Enfin, pour les promoteurs européens de l'accord, ce dernier devrait contribuer à inciter Pékin à corriger ses pratiques abusives au Xinjiang et à alléger son emprise normative à Hong Kong et au Tibet.
Rien n'est moins sûr.
S'il est exact que les objectifs politiques du Régime restent l'ouverture, celle-ci concerne seulement la gouvernance des entreprises, la lutte contre la corruption et l'accueil des investisseurs étrangers et de leurs capitaux de la manière la plus pérenne possible.
Elle ne touche en aucune façon à la nature du pouvoir, à l'indépendance de la justice, à sa conception du Droit et à ses relations avec la société. L'ouverture et la réforme ne concernent pas non plus les ambitions stratégiques de Pékin en mer de Chine du sud ou dans le détroit de Taïwan.

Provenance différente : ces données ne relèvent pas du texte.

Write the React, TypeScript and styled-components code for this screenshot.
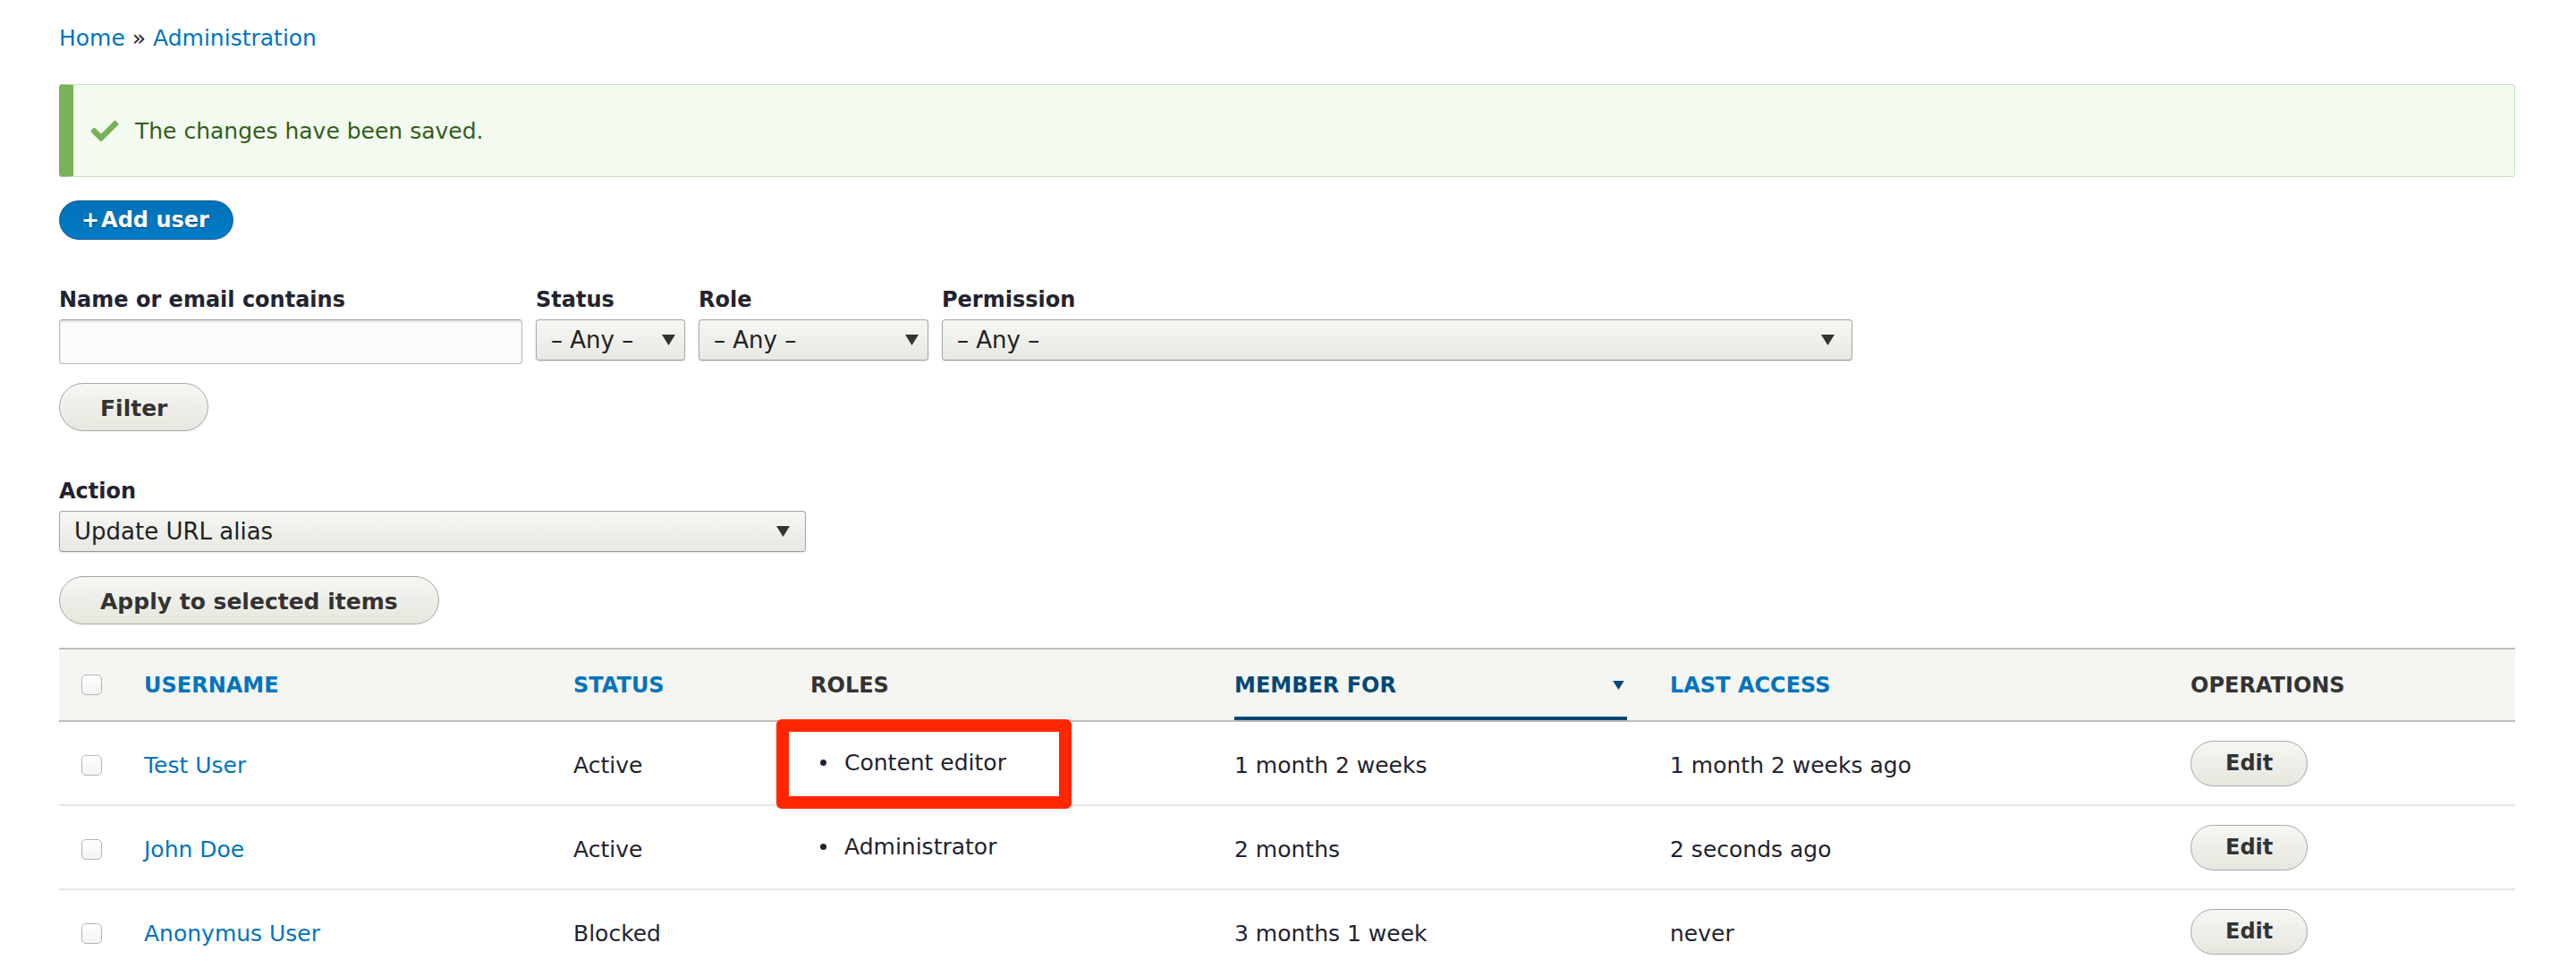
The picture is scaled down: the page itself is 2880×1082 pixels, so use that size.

Sur ce théâtre où murit la contradiction systémique entre l'ambition normative de réunification et l'idéal de liberté et de démocratie que la Présidente Tsai Ing-wen a, avec le soutien pressant de Washington, érigé en symbole global de lutte contre les régimes autocrates, l'aggravation des tensions est probable.
[1] Signé le 15 janvier 2020 à la Maison Blanche entre D. Trump et le Vice-Premier ministre Liu He, la phase 1 prévoyait la baisse des taxes sur les exportations chinoises en échange des promesses de Pékin d'augmenter les achats de gaz et de produits agricoles et manufacturés américains, en même temps qu'il condamnait les pratiques de viol de la propriété intellectuelle.